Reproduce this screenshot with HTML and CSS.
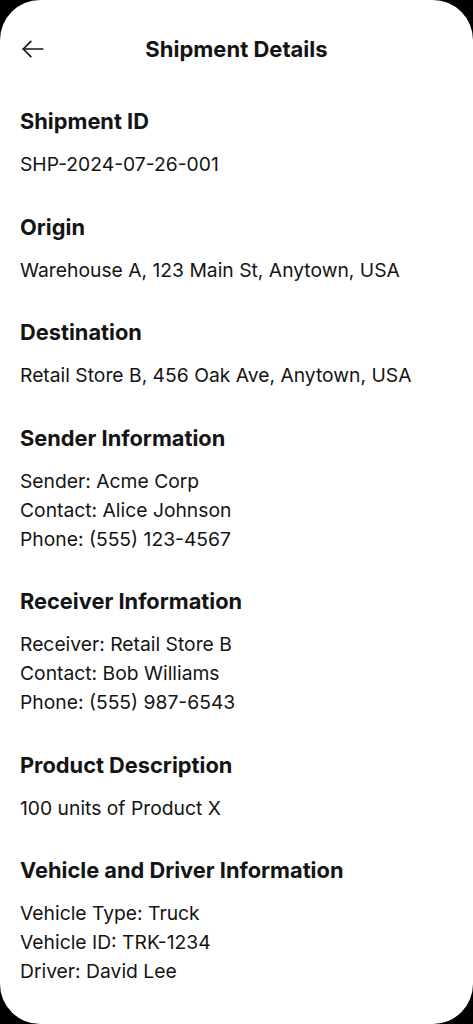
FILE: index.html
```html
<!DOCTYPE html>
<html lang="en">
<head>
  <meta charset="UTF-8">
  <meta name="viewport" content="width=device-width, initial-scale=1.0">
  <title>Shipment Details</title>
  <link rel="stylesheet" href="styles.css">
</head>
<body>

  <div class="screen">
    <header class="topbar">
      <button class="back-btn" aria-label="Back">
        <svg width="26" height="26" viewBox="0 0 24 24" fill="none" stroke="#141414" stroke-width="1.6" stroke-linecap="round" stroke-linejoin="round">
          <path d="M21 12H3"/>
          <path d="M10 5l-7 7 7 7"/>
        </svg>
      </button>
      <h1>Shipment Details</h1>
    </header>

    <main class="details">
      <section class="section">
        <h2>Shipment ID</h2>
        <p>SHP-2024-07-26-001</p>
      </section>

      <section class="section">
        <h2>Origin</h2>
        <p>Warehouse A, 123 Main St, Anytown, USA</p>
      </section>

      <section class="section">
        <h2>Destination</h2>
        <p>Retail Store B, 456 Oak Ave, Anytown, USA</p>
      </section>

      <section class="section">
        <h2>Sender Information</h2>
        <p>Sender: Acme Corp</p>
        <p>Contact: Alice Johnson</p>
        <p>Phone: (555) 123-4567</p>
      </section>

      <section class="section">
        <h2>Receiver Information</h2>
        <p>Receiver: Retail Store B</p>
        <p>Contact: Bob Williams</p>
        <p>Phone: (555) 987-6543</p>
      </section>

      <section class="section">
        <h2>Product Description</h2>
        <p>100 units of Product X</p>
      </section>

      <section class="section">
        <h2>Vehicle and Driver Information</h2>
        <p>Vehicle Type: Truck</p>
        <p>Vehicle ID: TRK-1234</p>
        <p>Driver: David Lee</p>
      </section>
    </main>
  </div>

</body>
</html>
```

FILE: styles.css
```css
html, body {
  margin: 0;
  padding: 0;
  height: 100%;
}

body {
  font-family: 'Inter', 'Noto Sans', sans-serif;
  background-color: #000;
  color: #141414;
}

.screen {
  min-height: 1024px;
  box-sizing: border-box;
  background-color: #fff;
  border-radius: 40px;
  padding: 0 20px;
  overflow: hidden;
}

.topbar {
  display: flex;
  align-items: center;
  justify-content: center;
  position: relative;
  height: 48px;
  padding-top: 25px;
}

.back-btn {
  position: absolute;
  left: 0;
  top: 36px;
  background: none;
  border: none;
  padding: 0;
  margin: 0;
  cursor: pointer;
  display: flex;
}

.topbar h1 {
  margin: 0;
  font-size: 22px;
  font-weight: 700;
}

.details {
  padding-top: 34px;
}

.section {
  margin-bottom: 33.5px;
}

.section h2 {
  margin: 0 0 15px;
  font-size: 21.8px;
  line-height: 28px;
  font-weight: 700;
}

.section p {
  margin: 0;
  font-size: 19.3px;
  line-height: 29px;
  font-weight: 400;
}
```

□ □ □

Omit the pictures, and quote the material above exactly as given.

Reproduce this screenshot with HTML and CSS.
FILE: index.html
```html
<!DOCTYPE html>
<html lang="en">
<head>
  <meta charset="UTF-8">
  <meta name="viewport" content="width=device-width, initial-scale=1.0">
  <title>Shipment Details</title>
  <link rel="stylesheet" href="styles.css">
</head>
<body>

  <div class="screen">
    <header class="topbar">
      <button class="back-btn" aria-label="Back">
        <svg width="26" height="26" viewBox="0 0 24 24" fill="none" stroke="#141414" stroke-width="1.6" stroke-linecap="round" stroke-linejoin="round">
          <path d="M21 12H3"/>
          <path d="M10 5l-7 7 7 7"/>
        </svg>
      </button>
      <h1>Shipment Details</h1>
    </header>

    <main class="details">
      <section class="section">
        <h2>Shipment ID</h2>
        <p>SHP-2024-07-26-001</p>
      </section>

      <section class="section">
        <h2>Origin</h2>
        <p>Warehouse A, 123 Main St, Anytown, USA</p>
      </section>

      <section class="section">
        <h2>Destination</h2>
        <p>Retail Store B, 456 Oak Ave, Anytown, USA</p>
      </section>

      <section class="section">
        <h2>Sender Information</h2>
        <p>Sender: Acme Corp</p>
        <p>Contact: Alice Johnson</p>
        <p>Phone: (555) 123-4567</p>
      </section>

      <section class="section">
        <h2>Receiver Information</h2>
        <p>Receiver: Retail Store B</p>
        <p>Contact: Bob Williams</p>
        <p>Phone: (555) 987-6543</p>
      </section>

      <section class="section">
        <h2>Product Description</h2>
        <p>100 units of Product X</p>
      </section>

      <section class="section">
        <h2>Vehicle and Driver Information</h2>
        <p>Vehicle Type: Truck</p>
        <p>Vehicle ID: TRK-1234</p>
        <p>Driver: David Lee</p>
      </section>
    </main>
  </div>

</body>
</html>
```

FILE: styles.css
```css
html, body {
  margin: 0;
  padding: 0;
  height: 100%;
}

body {
  font-family: 'Inter', 'Noto Sans', sans-serif;
  background-color: #000;
  color: #141414;
}

.screen {
  min-height: 1024px;
  box-sizing: border-box;
  background-color: #fff;
  border-radius: 40px;
  padding: 0 20px;
  overflow: hidden;
}

.topbar {
  display: flex;
  align-items: center;
  justify-content: center;
  position: relative;
  height: 48px;
  padding-top: 25px;
}

.back-btn {
  position: absolute;
  left: 0;
  top: 36px;
  background: none;
  border: none;
  padding: 0;
  margin: 0;
  cursor: pointer;
  display: flex;
}

.topbar h1 {
  margin: 0;
  font-size: 22px;
  font-weight: 700;
}

.details {
  padding-top: 34px;
}

.section {
  margin-bottom: 33.5px;
}

.section h2 {
  margin: 0 0 15px;
  font-size: 21.8px;
  line-height: 28px;
  font-weight: 700;
}

.section p {
  margin: 0;
  font-size: 19.3px;
  line-height: 29px;
  font-weight: 400;
}
```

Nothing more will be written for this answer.